Understanding appeals of a Social Security disability decision

  Terry Katz & Associates  |  August 13, 2015  | Last modified on July 27th, 2018 | 

With a limited budget and countless claims being submitted every day, it may be understandable that a majority of Social Security Disability Insurance, or SSDI, and Social Security Supplemental Security Income, or SSI, are initially denied by the Social Security Administration. The rejections can occur for any number of reasons such as, but not limited to the following: the severity of the injury or disability is not expected to last for at least one year, it is determined that the claimant is still able to perform in the workplace, the disability is the result of a drug or alcohol addiction, the claimant failed to provide adequate medical evidence of his or her injury or disability, the claimant did not follow the required necessary medical treatment or that the claimant began working again.

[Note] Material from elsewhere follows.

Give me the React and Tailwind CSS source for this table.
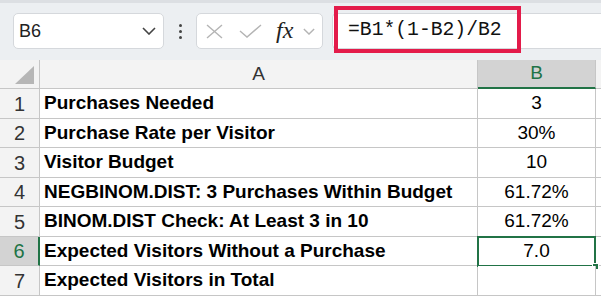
import React from 'react';

const rows = [
  { n: 1, a: 'Purchases Needed', b: '3', h: 'h-[30px]' },
  { n: 2, a: 'Purchase Rate per Visitor', b: '30%', h: 'h-[29px]' },
  { n: 3, a: 'Visitor Budget', b: '10', h: 'h-[30px]' },
  { n: 4, a: 'NEGBINOM.DIST: 3 Purchases Within Budget', b: '61.72%', h: 'h-[29px]' },
  { n: 5, a: 'BINOM.DIST Check: At Least 3 in 10', b: '61.72%', h: 'h-[30px]' },
  { n: 6, a: 'Expected Visitors Without a Purchase', b: '7.0', h: 'h-[29px]', active: true },
  { n: 7, a: 'Expected Visitors in Total', b: '', h: 'h-[30px]' }
];

const Chevron = ({ className }) => (
  <svg className={className} viewBox="0 0 14 8" fill="none">
    <polyline points="1,1 7,7 13,1" stroke="currentColor" strokeWidth="1.6" />
  </svg>
);

const FormulaBar = () => (
  <div className="h-[60px] bg-[#eceff2] border-t-[3px] border-[#dcdfe3] flex items-start pt-[10px] pl-[13px]">
    <div className="w-[151px] h-[36px] bg-white border border-[#d5d8dc] rounded-[5px] flex items-center justify-between pl-[5px] pr-[7px]">
      <span className="text-[18px] text-[#222]" style={{ fontFamily: '"Liberation Sans", Arial, sans-serif' }}>B6</span>
      <Chevron className="w-[14px] h-[8px] text-[#444]" />
    </div>
    <div className="w-[32px] h-[36px] flex flex-col items-center justify-center gap-[3px]">
      <span className="w-[3px] h-[3px] bg-[#444] rounded-full" />
      <span className="w-[3px] h-[3px] bg-[#444] rounded-full" />
      <span className="w-[3px] h-[3px] bg-[#444] rounded-full" />
    </div>
    <div className="w-[127px] h-[36px] bg-white border border-[#d5d8dc] rounded-[5px] flex items-center pl-[9px]">
      <svg className="w-[17px] h-[15px]" viewBox="0 0 17 15" fill="none">
        <line x1="1" y1="1" x2="16" y2="14" stroke="#b4b4b4" strokeWidth="1.4" />
        <line x1="16" y1="1" x2="1" y2="14" stroke="#b4b4b4" strokeWidth="1.4" />
      </svg>
      <svg className="w-[23px] h-[14px] ml-[16px]" viewBox="0 0 23 14" fill="none">
        <polyline points="1,7 8,13 22,1" stroke="#b4b4b4" strokeWidth="1.4" />
      </svg>
      <span
        className="ml-[14px] text-[24px] italic leading-none text-[#222] mb-[2px]"
        style={{ fontFamily: '"Liberation Serif", "Times New Roman", serif' }}
      >
        fx
      </span>
      <Chevron className="ml-[10px] w-[12px] h-[7px] text-[#b4b4b4]" />
    </div>
    <div className="relative flex-1 ml-[9px] h-[36px] bg-white border-y border-l border-[#d5d8dc] rounded-l-[5px] flex items-center pl-[15px]">
      <span
        className="text-[19.7px] text-[#111]"
        style={{ fontFamily: '"Liberation Mono", "DejaVu Sans Mono", monospace' }}
      >
        =B1*(1-B2)/B2
      </span>
      <div className="absolute left-[1px] top-[-8px] w-[187px] h-[47px] border-4 border-[#e31b4a]" />
    </div>
  </div>
);

const Grid = () => (
  <div className="text-[19px]" style={{ fontFamily: '"Liberation Sans", Arial, sans-serif' }}>
    <div className="flex h-[29px] bg-[#f3f3f3] border-b border-[#c6c6c6]">
      <div className="w-[40px] border-r border-[#c6c6c6] flex items-end justify-end pr-[5px] pb-[4px]">
        <div className="w-0 h-0 border-l-[19px] border-l-transparent border-b-[18px] border-b-[#b6b6b6]" />
      </div>
      <div className="w-[438px] border-r border-[#c6c6c6] flex items-center justify-center text-[#333]">A</div>
      <div className="w-[118px] bg-[#d3d3d3] border-r border-[#c6c6c6] border-b-2 border-b-[#217346] -mb-[1px] flex items-center justify-center text-[#217346]">B</div>
      <div className="flex-1" />
    </div>
    {rows.map(r => (
      <div key={r.n} className={`flex ${r.h}`}>
        <div
          className={`w-[40px] flex items-center justify-center border-b border-[#c6c6c6] text-[20px] ${
            r.active ? 'bg-[#d3d3d3] text-[#217346] border-r-2 border-r-[#217346]' : 'bg-[#f3f3f3] text-[#333] border-r border-r-[#c6c6c6]'
          }`}
        >
          {r.n}
        </div>
        <div className="w-[438px] bg-white border-r border-b border-[#c6c6c6] flex items-center pl-[4px] font-bold text-black whitespace-nowrap overflow-hidden">
          {r.a}
        </div>
        <div
          className={`relative w-[118px] bg-white flex items-center justify-center text-black ${
            r.active ? 'border-2 border-[#217346] -mt-[1px] -ml-[1px] w-[119px] h-[31px]' : 'border-r border-b border-[#c6c6c6]'
          }`}
        >
          {r.b}
          {r.active && <div className="absolute right-[-5px] bottom-[-5px] w-[7px] h-[7px] bg-[#217346] border border-white" />}
        </div>
        <div className="flex-1 bg-white border-b border-[#c6c6c6]" />
      </div>
    ))}
  </div>
);

export default function App() {
  return (
    <div className="w-[601px] h-[298px] overflow-hidden bg-white">
      <FormulaBar />
      <Grid />
    </div>
  );
}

But even if your claim was denied, you are still entitled to file for an appeal.

During the appeal process, it is important to provide additional information, or proof, of your disability and to prove that you qualify for the benefits, under the Social Security Administration’s guidelines.

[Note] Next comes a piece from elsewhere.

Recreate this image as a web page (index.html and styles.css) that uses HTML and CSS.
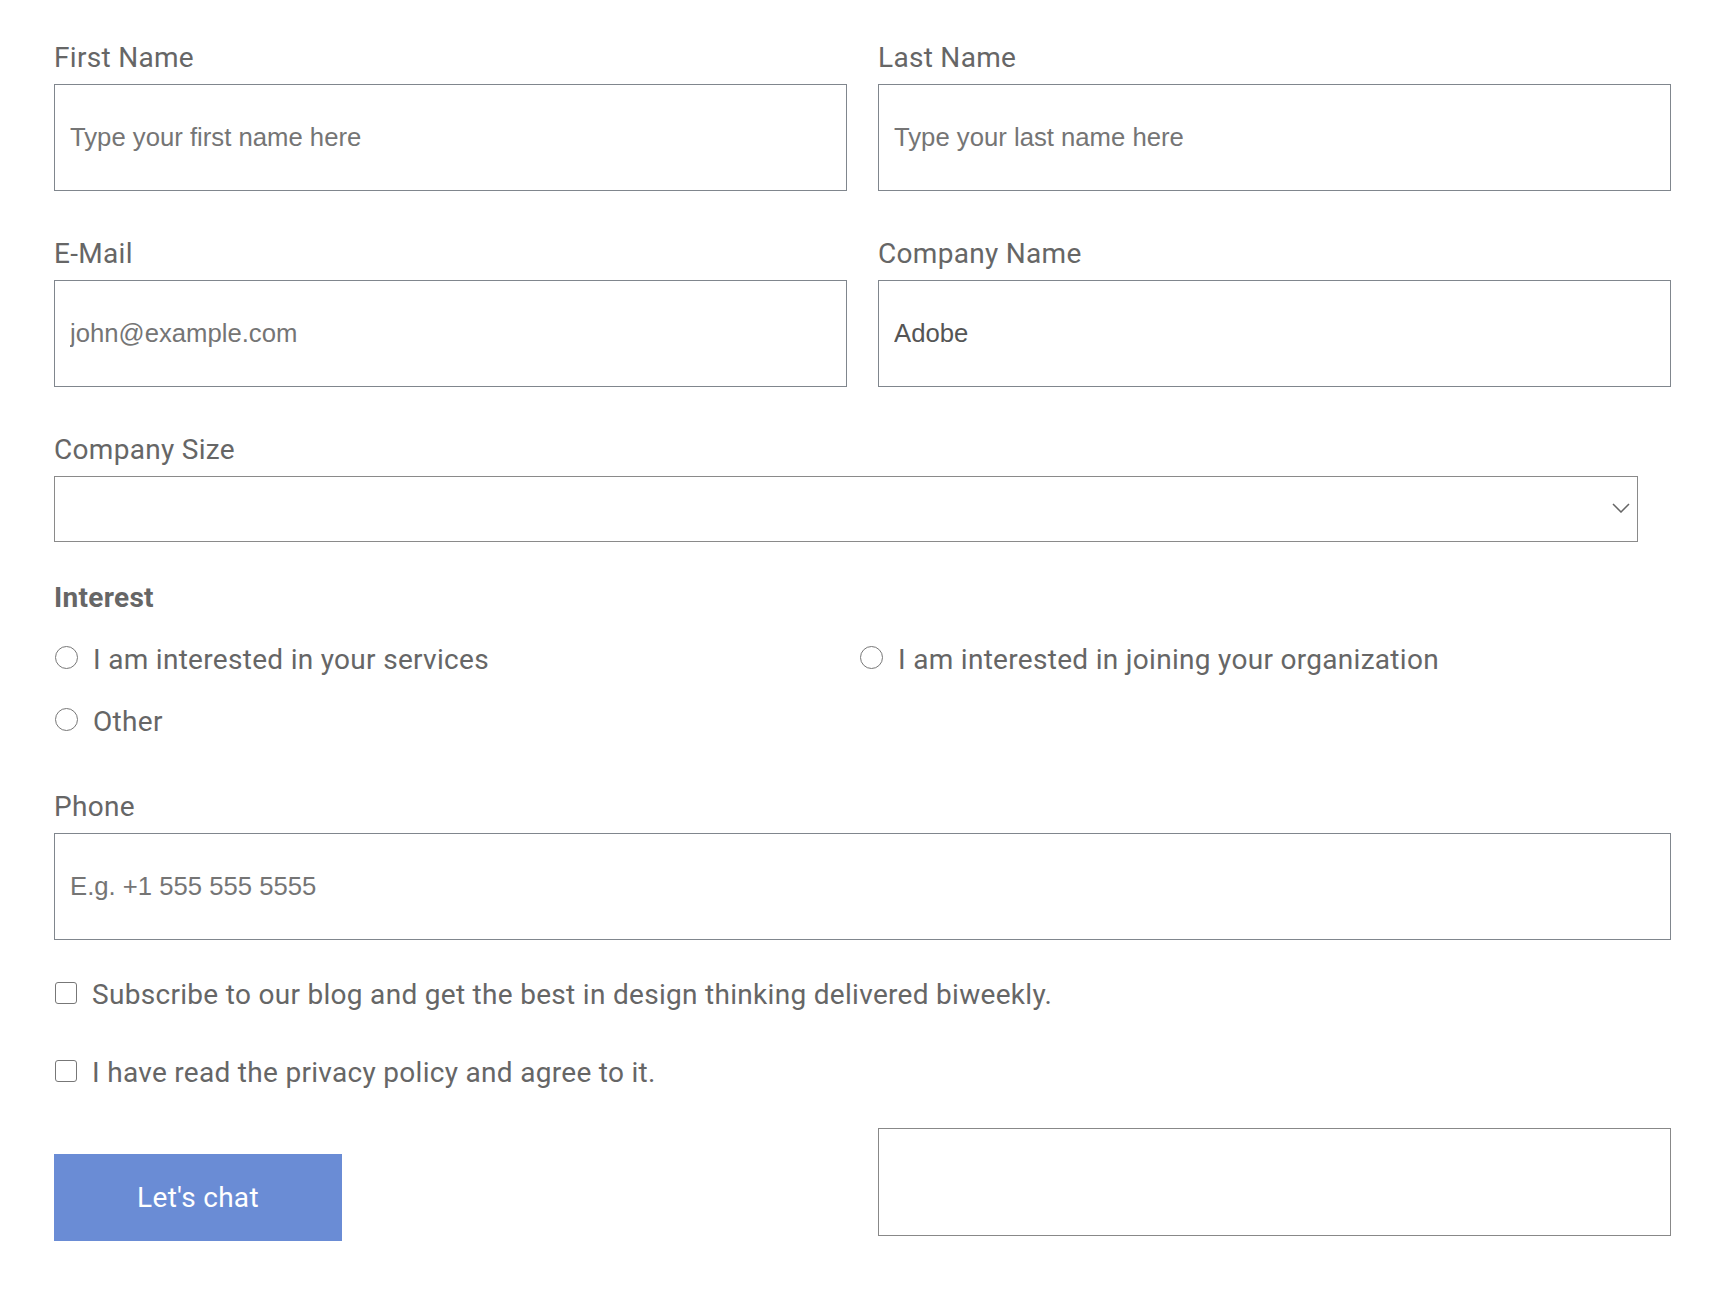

To be successful, you will likely need more than simply a statement from your doctor saying that you are unable to work for at least a year. Providing a detailed report, including a medical history, laboratory reports, clinical findings, a medical diagnosis, as well as a list of medical treatments prescribed, complete with a prognosis will go a long way in helping you avoid a denial.

You may also want to consider seeking consultation from a law firm familiar with Social security disability. It is equally important to file for reconsideration soon after receiving the rejection letter, as you only have 60 days from the date of the letter receipt to file for reconsideration. Failure to meet the deadline means you may have to file an entirely new claim.